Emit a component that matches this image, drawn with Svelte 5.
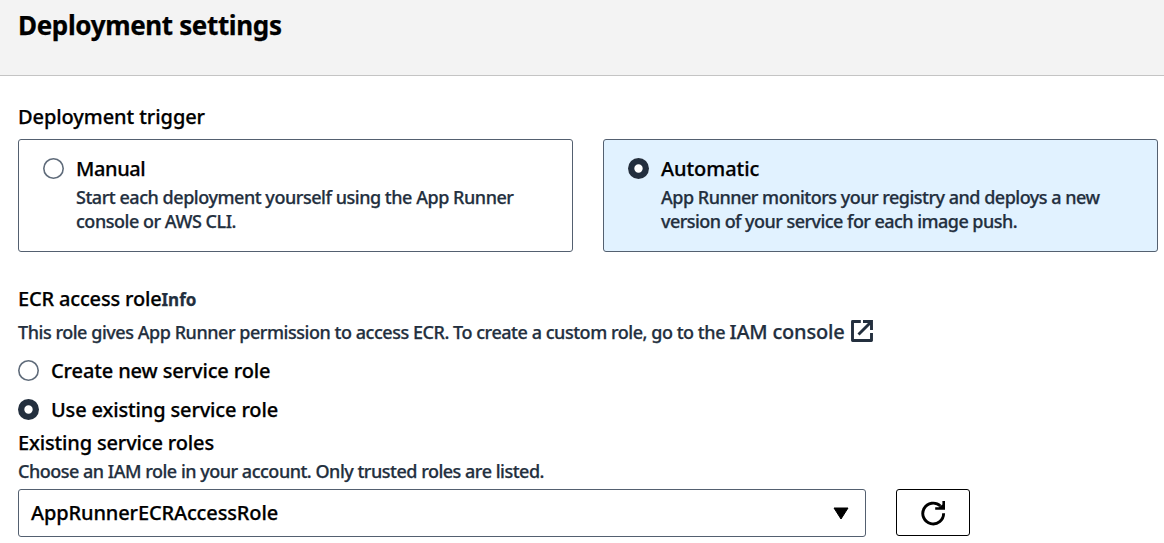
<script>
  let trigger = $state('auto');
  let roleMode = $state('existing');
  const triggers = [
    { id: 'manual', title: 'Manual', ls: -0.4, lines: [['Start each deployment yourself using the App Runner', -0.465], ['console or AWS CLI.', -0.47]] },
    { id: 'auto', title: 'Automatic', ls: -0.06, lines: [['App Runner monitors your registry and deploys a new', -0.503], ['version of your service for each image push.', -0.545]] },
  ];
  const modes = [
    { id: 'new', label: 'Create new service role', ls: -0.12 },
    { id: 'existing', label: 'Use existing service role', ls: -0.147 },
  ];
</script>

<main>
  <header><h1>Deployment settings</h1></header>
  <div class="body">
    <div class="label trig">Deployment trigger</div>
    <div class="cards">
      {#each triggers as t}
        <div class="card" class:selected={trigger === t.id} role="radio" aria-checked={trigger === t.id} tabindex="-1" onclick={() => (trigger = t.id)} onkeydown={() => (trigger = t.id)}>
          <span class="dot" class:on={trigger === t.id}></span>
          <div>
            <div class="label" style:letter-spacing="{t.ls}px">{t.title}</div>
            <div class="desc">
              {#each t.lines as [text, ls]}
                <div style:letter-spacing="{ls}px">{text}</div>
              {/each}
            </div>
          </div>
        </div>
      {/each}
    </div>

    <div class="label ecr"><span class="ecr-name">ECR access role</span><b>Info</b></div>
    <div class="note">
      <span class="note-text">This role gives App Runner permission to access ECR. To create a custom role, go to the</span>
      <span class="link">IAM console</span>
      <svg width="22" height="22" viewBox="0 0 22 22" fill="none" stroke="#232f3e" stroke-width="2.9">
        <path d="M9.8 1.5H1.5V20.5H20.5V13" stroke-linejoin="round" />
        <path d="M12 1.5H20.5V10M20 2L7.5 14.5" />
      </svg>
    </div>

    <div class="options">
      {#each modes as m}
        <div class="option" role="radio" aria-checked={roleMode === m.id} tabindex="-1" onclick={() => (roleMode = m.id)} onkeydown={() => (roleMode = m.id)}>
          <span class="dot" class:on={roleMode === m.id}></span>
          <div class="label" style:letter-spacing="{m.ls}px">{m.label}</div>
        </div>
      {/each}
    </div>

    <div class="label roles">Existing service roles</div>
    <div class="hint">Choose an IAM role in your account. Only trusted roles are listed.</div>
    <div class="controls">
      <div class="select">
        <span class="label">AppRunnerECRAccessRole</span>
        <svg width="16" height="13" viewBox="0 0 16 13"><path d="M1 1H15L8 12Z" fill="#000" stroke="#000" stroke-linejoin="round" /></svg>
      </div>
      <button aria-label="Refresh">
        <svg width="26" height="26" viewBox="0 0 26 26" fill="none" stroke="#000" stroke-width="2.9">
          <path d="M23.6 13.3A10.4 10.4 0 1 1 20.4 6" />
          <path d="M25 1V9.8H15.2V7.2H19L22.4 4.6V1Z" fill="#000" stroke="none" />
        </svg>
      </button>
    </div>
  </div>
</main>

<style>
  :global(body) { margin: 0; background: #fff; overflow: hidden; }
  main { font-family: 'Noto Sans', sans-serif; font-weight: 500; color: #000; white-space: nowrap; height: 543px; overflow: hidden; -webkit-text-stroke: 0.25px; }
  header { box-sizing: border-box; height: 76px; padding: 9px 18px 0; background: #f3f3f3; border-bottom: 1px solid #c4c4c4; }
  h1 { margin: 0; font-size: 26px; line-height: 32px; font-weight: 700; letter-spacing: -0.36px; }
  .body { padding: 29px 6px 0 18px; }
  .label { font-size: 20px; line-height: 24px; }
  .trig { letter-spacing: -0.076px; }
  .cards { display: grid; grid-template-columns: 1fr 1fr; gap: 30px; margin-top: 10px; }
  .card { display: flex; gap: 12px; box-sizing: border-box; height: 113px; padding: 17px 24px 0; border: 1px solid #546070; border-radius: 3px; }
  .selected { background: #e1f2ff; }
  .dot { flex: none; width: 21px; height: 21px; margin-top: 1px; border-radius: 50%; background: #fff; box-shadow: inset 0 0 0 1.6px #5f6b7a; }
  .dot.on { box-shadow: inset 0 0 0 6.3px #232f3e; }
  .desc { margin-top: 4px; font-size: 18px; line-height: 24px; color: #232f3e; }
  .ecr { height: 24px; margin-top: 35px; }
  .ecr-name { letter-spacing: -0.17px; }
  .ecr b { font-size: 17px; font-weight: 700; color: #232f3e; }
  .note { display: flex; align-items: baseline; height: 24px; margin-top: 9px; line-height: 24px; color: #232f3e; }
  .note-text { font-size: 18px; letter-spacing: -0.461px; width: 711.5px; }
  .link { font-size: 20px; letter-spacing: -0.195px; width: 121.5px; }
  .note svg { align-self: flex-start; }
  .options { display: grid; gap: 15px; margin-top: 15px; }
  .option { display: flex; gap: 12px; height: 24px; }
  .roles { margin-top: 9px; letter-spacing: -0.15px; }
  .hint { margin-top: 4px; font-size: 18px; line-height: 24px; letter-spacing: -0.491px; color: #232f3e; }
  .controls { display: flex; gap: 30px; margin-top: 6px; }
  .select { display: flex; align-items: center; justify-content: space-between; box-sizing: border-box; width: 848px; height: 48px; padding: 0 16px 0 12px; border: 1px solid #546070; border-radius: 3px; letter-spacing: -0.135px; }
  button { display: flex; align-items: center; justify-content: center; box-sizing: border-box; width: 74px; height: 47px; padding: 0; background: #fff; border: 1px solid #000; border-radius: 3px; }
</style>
***
▸ What is asked:
Leave out the pictures and retype every line above exactly.

▸ Problem solution:
Emit a component that matches this image, drawn with Svelte 5.
<script>
  let trigger = $state('auto');
  let roleMode = $state('existing');
  const triggers = [
    { id: 'manual', title: 'Manual', ls: -0.4, lines: [['Start each deployment yourself using the App Runner', -0.465], ['console or AWS CLI.', -0.47]] },
    { id: 'auto', title: 'Automatic', ls: -0.06, lines: [['App Runner monitors your registry and deploys a new', -0.503], ['version of your service for each image push.', -0.545]] },
  ];
  const modes = [
    { id: 'new', label: 'Create new service role', ls: -0.12 },
    { id: 'existing', label: 'Use existing service role', ls: -0.147 },
  ];
</script>

<main>
  <header><h1>Deployment settings</h1></header>
  <div class="body">
    <div class="label trig">Deployment trigger</div>
    <div class="cards">
      {#each triggers as t}
        <div class="card" class:selected={trigger === t.id} role="radio" aria-checked={trigger === t.id} tabindex="-1" onclick={() => (trigger = t.id)} onkeydown={() => (trigger = t.id)}>
          <span class="dot" class:on={trigger === t.id}></span>
          <div>
            <div class="label" style:letter-spacing="{t.ls}px">{t.title}</div>
            <div class="desc">
              {#each t.lines as [text, ls]}
                <div style:letter-spacing="{ls}px">{text}</div>
              {/each}
            </div>
          </div>
        </div>
      {/each}
    </div>

    <div class="label ecr"><span class="ecr-name">ECR access role</span><b>Info</b></div>
    <div class="note">
      <span class="note-text">This role gives App Runner permission to access ECR. To create a custom role, go to the</span>
      <span class="link">IAM console</span>
      <svg width="22" height="22" viewBox="0 0 22 22" fill="none" stroke="#232f3e" stroke-width="2.9">
        <path d="M9.8 1.5H1.5V20.5H20.5V13" stroke-linejoin="round" />
        <path d="M12 1.5H20.5V10M20 2L7.5 14.5" />
      </svg>
    </div>

    <div class="options">
      {#each modes as m}
        <div class="option" role="radio" aria-checked={roleMode === m.id} tabindex="-1" onclick={() => (roleMode = m.id)} onkeydown={() => (roleMode = m.id)}>
          <span class="dot" class:on={roleMode === m.id}></span>
          <div class="label" style:letter-spacing="{m.ls}px">{m.label}</div>
        </div>
      {/each}
    </div>

    <div class="label roles">Existing service roles</div>
    <div class="hint">Choose an IAM role in your account. Only trusted roles are listed.</div>
    <div class="controls">
      <div class="select">
        <span class="label">AppRunnerECRAccessRole</span>
        <svg width="16" height="13" viewBox="0 0 16 13"><path d="M1 1H15L8 12Z" fill="#000" stroke="#000" stroke-linejoin="round" /></svg>
      </div>
      <button aria-label="Refresh">
        <svg width="26" height="26" viewBox="0 0 26 26" fill="none" stroke="#000" stroke-width="2.9">
          <path d="M23.6 13.3A10.4 10.4 0 1 1 20.4 6" />
          <path d="M25 1V9.8H15.2V7.2H19L22.4 4.6V1Z" fill="#000" stroke="none" />
        </svg>
      </button>
    </div>
  </div>
</main>

<style>
  :global(body) { margin: 0; background: #fff; overflow: hidden; }
  main { font-family: 'Noto Sans', sans-serif; font-weight: 500; color: #000; white-space: nowrap; height: 543px; overflow: hidden; -webkit-text-stroke: 0.25px; }
  header { box-sizing: border-box; height: 76px; padding: 9px 18px 0; background: #f3f3f3; border-bottom: 1px solid #c4c4c4; }
  h1 { margin: 0; font-size: 26px; line-height: 32px; font-weight: 700; letter-spacing: -0.36px; }
  .body { padding: 29px 6px 0 18px; }
  .label { font-size: 20px; line-height: 24px; }
  .trig { letter-spacing: -0.076px; }
  .cards { display: grid; grid-template-columns: 1fr 1fr; gap: 30px; margin-top: 10px; }
  .card { display: flex; gap: 12px; box-sizing: border-box; height: 113px; padding: 17px 24px 0; border: 1px solid #546070; border-radius: 3px; }
  .selected { background: #e1f2ff; }
  .dot { flex: none; width: 21px; height: 21px; margin-top: 1px; border-radius: 50%; background: #fff; box-shadow: inset 0 0 0 1.6px #5f6b7a; }
  .dot.on { box-shadow: inset 0 0 0 6.3px #232f3e; }
  .desc { margin-top: 4px; font-size: 18px; line-height: 24px; color: #232f3e; }
  .ecr { height: 24px; margin-top: 35px; }
  .ecr-name { letter-spacing: -0.17px; }
  .ecr b { font-size: 17px; font-weight: 700; color: #232f3e; }
  .note { display: flex; align-items: baseline; height: 24px; margin-top: 9px; line-height: 24px; color: #232f3e; }
  .note-text { font-size: 18px; letter-spacing: -0.461px; width: 711.5px; }
  .link { font-size: 20px; letter-spacing: -0.195px; width: 121.5px; }
  .note svg { align-self: flex-start; }
  .options { display: grid; gap: 15px; margin-top: 15px; }
  .option { display: flex; gap: 12px; height: 24px; }
  .roles { margin-top: 9px; letter-spacing: -0.15px; }
  .hint { margin-top: 4px; font-size: 18px; line-height: 24px; letter-spacing: -0.491px; color: #232f3e; }
  .controls { display: flex; gap: 30px; margin-top: 6px; }
  .select { display: flex; align-items: center; justify-content: space-between; box-sizing: border-box; width: 848px; height: 48px; padding: 0 16px 0 12px; border: 1px solid #546070; border-radius: 3px; letter-spacing: -0.135px; }
  button { display: flex; align-items: center; justify-content: center; box-sizing: border-box; width: 74px; height: 47px; padding: 0; background: #fff; border: 1px solid #000; border-radius: 3px; }
</style>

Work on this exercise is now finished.